I’m a bit confused–wouldn’t this just come down to using the heaviest draw you can manage and shooting at a 45 degree angle? Presumably (as the wiki confirms) you’d eke out whatever additional yards you could through specialized arrows, but it doesn’t seem like there’s much there there.
At first glance it may appear this way but in reality the challenge is converting the human energy put into the bow by drawing it into kinetic energy in the arrow.
So building bows that can effciently accomplish this is a big part of the challenege, constant but incremental improvements here continue to be made.
Shooters form and release tecniques play another large part.The science of arrow aero dynamics is at least equally important as the efficiency of the bow and generations of flight archers continue to seek out the perfect design. How much weight you can draw has very little to do with it.

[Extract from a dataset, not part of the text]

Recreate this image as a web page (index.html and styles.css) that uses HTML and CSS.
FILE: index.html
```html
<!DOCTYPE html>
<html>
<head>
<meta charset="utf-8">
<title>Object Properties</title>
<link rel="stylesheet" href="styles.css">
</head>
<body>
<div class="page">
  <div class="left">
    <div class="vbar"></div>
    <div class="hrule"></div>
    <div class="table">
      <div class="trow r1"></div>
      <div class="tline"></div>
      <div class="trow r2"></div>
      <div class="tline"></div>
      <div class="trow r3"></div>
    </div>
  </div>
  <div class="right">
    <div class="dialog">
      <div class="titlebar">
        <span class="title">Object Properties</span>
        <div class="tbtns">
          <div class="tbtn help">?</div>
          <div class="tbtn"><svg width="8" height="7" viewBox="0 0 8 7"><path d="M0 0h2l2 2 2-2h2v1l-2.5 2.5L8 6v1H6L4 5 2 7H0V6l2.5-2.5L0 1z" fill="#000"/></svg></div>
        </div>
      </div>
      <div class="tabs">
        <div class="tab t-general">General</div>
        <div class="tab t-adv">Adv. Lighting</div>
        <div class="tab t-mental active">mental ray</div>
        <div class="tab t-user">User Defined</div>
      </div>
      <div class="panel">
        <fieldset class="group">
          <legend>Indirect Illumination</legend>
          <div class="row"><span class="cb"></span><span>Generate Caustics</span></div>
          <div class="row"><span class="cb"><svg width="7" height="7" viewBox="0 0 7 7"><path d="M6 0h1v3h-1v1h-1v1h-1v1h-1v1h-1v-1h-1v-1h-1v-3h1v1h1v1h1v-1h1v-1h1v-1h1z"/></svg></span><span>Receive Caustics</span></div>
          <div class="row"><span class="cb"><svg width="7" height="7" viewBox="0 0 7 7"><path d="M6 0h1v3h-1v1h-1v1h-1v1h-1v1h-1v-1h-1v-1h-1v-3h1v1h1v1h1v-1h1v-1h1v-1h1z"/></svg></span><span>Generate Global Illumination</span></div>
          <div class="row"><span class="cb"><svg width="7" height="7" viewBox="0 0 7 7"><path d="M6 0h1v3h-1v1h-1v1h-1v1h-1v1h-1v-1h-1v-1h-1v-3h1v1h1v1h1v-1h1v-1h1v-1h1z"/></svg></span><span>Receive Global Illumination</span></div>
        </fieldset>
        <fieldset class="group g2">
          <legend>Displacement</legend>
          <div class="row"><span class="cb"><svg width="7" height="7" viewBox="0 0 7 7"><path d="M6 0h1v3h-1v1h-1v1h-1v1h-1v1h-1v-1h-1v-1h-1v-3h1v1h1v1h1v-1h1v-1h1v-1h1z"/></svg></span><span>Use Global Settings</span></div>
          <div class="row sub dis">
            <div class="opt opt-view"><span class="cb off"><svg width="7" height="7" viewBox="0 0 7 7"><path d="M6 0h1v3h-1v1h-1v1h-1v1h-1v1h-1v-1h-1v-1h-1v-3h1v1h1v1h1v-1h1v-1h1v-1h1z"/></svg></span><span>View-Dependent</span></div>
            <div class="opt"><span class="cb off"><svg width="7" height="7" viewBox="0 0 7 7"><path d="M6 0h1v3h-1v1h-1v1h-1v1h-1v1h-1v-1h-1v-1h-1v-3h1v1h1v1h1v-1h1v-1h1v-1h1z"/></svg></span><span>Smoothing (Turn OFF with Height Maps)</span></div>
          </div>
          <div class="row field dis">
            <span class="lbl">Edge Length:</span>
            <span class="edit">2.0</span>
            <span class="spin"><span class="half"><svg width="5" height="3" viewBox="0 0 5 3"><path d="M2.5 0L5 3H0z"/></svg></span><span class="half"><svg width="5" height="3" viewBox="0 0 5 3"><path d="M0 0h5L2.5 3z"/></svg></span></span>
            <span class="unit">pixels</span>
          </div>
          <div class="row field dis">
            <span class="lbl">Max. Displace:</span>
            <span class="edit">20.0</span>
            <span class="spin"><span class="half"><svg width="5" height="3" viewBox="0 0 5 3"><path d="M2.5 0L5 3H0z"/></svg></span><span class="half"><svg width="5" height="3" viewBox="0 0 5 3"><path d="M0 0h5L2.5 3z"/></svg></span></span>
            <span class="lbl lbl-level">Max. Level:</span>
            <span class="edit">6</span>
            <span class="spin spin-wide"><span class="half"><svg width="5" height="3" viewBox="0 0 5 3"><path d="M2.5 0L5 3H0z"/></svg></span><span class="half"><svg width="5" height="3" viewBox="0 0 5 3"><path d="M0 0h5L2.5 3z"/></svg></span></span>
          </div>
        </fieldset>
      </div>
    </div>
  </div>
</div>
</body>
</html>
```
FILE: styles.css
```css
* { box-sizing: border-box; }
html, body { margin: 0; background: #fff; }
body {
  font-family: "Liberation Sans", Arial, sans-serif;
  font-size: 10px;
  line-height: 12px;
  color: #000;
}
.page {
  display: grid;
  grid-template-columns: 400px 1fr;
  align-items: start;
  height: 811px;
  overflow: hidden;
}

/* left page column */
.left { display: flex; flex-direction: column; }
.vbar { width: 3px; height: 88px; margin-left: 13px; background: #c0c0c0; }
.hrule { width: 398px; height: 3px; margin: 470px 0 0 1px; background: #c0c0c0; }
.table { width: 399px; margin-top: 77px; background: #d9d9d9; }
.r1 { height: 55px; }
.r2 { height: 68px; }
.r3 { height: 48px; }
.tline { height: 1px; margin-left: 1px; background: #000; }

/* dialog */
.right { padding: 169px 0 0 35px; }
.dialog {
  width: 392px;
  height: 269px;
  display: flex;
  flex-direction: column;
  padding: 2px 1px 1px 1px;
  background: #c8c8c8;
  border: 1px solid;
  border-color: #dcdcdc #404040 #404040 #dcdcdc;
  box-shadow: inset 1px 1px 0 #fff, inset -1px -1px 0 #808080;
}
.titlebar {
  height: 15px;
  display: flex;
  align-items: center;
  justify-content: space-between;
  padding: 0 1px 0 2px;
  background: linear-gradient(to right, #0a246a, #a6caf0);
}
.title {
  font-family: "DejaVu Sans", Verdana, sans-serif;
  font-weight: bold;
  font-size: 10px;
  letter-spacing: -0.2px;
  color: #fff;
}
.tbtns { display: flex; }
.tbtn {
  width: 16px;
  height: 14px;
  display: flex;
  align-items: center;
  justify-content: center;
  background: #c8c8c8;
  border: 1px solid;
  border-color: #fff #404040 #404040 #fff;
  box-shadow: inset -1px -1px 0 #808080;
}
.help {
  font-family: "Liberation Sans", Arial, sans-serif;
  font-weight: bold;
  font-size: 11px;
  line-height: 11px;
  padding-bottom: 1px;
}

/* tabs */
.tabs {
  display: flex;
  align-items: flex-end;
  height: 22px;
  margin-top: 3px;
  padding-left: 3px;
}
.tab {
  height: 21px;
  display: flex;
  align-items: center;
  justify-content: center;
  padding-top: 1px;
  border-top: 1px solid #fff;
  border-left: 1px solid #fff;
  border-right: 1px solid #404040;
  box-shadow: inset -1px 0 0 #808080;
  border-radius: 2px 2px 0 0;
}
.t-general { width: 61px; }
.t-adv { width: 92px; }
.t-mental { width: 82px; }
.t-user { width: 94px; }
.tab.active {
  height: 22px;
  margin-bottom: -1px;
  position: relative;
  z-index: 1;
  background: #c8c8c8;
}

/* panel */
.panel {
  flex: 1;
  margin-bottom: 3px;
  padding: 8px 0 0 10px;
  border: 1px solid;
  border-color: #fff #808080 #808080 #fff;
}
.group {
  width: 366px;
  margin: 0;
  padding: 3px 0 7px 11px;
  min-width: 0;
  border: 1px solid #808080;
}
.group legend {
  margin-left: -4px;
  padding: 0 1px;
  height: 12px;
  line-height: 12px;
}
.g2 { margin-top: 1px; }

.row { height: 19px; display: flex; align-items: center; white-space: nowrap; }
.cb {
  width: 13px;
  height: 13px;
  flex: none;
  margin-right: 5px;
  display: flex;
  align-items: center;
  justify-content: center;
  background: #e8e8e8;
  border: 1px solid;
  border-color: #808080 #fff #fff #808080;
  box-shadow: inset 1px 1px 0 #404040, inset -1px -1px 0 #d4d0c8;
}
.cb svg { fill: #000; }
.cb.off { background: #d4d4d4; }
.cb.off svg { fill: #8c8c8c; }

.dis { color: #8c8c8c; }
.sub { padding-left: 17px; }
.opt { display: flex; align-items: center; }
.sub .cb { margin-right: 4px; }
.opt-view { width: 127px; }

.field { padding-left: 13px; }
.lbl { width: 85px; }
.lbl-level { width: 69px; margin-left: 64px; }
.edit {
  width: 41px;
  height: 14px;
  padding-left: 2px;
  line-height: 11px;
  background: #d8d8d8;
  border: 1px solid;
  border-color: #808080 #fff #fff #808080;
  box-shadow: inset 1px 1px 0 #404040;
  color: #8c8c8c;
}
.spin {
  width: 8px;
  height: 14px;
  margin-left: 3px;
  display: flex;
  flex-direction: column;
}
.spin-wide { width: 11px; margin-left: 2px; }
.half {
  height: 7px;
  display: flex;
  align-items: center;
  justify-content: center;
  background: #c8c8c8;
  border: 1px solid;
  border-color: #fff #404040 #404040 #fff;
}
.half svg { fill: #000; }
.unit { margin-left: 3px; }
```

So how far can you/they shoot?
There are a lot of different classes and all of them have different sets of rules that allow them to shoot different distances, The formula one of flight archery is known as regular flight with very short recurve bows and knitting needle size arrows, they have shot arrows u to about a mile. My particular interest is primitive self bows which are all wood and shoot longer heavier arrows. We have both broadhead classes and flight classes. The broadhead classes shoot anywhere from 200 to 300 yards depending on weight class where the regular flight primiitive classes have shot as far as 600 something yards. I tried to regain my title in the 50# self broadhead class on sunday and fell 9" short. Ignoring small details and over confidence can cost us titles just as in any sport.
I used to practice archery, and I can see the problem. You could probably convince me to do a number of weird things with a bow…but only as long as it involves targeting something (or at least pretending to). If for some reason, the only option was “flight shooting archery” (never heard of it before), I’d probably convert to shooting guns instead.

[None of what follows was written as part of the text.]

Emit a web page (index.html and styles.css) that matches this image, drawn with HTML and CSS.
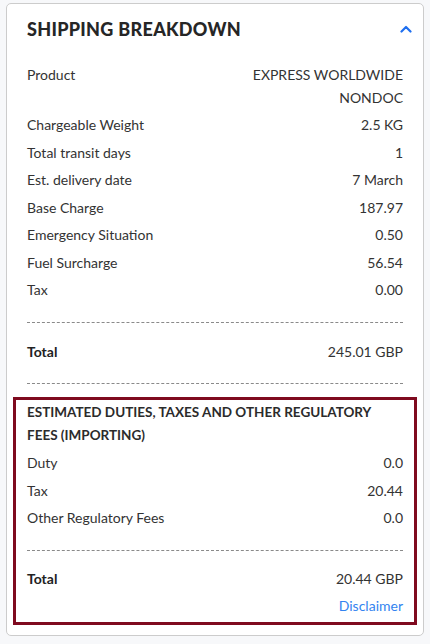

I’m not sure should what be the right crowd to target, but I suspect it still will be archers. Even though most will have no interest in it, most people in other venues will have no interest in practicing any kind of archery.
By the way, I’m impressed that one can shoot an arrow at a distance of about a mile. I would have guessed much less, regardless of the technique used or the kind of bow/ arrow.

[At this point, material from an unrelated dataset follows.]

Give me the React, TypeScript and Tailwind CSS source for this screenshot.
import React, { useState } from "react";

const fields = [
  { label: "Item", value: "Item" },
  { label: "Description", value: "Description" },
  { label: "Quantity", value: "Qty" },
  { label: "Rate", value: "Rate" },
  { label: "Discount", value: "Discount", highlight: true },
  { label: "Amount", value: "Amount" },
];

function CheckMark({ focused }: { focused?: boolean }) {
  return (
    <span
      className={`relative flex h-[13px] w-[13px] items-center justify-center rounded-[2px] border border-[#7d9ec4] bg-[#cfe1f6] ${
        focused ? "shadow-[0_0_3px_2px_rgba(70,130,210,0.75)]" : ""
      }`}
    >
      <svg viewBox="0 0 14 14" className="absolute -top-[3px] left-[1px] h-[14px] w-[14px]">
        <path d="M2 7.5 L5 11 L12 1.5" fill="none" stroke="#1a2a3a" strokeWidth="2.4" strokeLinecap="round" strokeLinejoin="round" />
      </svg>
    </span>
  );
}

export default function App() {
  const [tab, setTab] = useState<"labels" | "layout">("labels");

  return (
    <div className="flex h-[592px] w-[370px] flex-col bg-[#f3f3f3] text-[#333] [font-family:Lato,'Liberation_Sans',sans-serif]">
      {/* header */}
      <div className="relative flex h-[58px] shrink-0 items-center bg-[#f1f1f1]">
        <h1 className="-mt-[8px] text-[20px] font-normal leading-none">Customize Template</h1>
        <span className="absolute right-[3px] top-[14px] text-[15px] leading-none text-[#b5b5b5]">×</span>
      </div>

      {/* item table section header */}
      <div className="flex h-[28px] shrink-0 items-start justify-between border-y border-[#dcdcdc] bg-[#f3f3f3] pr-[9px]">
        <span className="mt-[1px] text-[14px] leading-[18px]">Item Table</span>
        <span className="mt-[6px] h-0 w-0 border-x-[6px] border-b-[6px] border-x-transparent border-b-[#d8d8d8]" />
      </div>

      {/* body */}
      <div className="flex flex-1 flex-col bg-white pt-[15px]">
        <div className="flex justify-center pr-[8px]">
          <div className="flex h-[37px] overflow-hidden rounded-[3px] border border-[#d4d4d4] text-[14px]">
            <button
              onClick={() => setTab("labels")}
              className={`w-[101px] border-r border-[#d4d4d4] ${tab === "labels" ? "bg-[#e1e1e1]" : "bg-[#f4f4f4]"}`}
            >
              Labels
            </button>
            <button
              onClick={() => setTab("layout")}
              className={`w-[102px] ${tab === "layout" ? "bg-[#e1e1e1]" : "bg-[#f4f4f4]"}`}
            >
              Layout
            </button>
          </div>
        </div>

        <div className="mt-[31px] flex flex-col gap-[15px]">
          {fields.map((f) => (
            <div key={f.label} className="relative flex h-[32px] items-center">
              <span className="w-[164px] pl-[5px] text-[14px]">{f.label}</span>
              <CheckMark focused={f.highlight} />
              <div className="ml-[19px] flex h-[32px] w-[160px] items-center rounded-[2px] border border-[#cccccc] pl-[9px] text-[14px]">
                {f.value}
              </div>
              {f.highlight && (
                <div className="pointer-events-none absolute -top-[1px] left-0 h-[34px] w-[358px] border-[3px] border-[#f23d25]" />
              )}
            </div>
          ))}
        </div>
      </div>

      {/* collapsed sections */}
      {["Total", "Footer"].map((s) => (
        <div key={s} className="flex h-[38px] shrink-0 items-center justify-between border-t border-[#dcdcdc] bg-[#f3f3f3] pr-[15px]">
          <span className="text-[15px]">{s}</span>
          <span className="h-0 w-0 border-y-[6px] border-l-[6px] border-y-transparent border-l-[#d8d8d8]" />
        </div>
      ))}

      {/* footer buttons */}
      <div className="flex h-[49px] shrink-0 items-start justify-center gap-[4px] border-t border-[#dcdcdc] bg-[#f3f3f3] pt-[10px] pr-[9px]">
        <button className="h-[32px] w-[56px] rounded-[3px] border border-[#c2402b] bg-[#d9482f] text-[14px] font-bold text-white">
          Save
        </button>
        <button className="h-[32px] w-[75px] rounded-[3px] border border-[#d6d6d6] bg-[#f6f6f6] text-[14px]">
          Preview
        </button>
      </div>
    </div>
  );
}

Now, looking for your lost kniting needle sized arrow that landed somewhere a mile away must be a pain in the ass.
I was an archer in high school* but wasn’t into making my own equipment, so I wouldn’t be the target audience.
There are guys who make their own cannons and such. I’d think those are the type of people to aim for. I think it’s a shorter flight to go from making your own equipment in another field than to get traditional archers to release their ideas and let go of targets.
*Took state, actually, but it was a small state.
I can recall an event at summer camp (quite some time ago) which was called flight shooting, but was clearly a hybrid: The target was concentric rings on the ground (separated by about 6 ft) at a range of around 120 yds. You had to shoot using a high trajectory, and the event was scored for accuracy (in the same way as if shooting at a normal target).
That sounds like Clout-Shooting.
[Sorry, no credit cards involved.]
As a change-of-pace exercise, my college Archery instructor put a bunch of ballons on the football field, had us stand at the other end-zone, and cloutshoot the mess. She told us it was Clout-Shooting and implied the technique was like the take-out-the-attacking-barbarians-in-warfare stuff with a wall of arrows swarming over the unlucky intruders. Aim is less of a consideration than get-it-out-there-and-hope-it- hits-someone.
Are Kyuudo practitioners welcome? I had heard the Kyuu was known for 1+ mile ranges back in Enlightenment or Industrial times.
I vaguely recall there’s a special archery event at San-ju-san gen-do temple in Kyoto, as well. I don’t think it’s distance they’re going for at that one.
=—>G!
Cupid, draw back your bow
And let your arrow go
. --Sam Cooke (The Supremes)
. Cupid, Draw Back Your Bow
You are right - I seem to have mis-remembered the name.
Clout shooting has some similarities to flight shooting. Flight shooting is all about setting distance records in various classes. All shots are measured at 90 degrees to the shooting line so accuracy in shooting straight is required.
The appeal of flight shooting is usually based on designing bows that will have an optimum efficiency and design for shooting very light arrows, and designing aero dynamic arrows that will achieve maximum distance. After centuries of human trial and error small advances are still being made and records continue to fall. Mechanical types and engineer types seem heavily attracted to this sport. But, Dr's, lawyers and judges find it facinating as well. I know of few if any serious business men who get involved for some reason. Artistic types are well represented also.
Shooting a arrow up to a mile sounds pretty impressive.
Back in the mid 50’s one of our neighbors at the lake made a bow that was huge, mounted to a set of shoes, used about a 6-`7 foot arrow. He shot it from a position of laying on his back.
Got right at 3/4 mile distance with it regular.
He was always doing different stuff like that…
Lots of kids around in the summer to help hunt the arrow.
We thought is was great…
That is the spirit of flight shooting, one of my goals is to shoot a “very” small telephone poll over the grandcanyon. This would require close to 100,000# of kinetic energy in the arrow shot from a bow that if 25% efficient would need to store close to 400,000 ft #'s of energy. As the years pass the reality of my goal is somewhat fading but I have not given up hope yet. I may downgrade the arrow size as a compromise.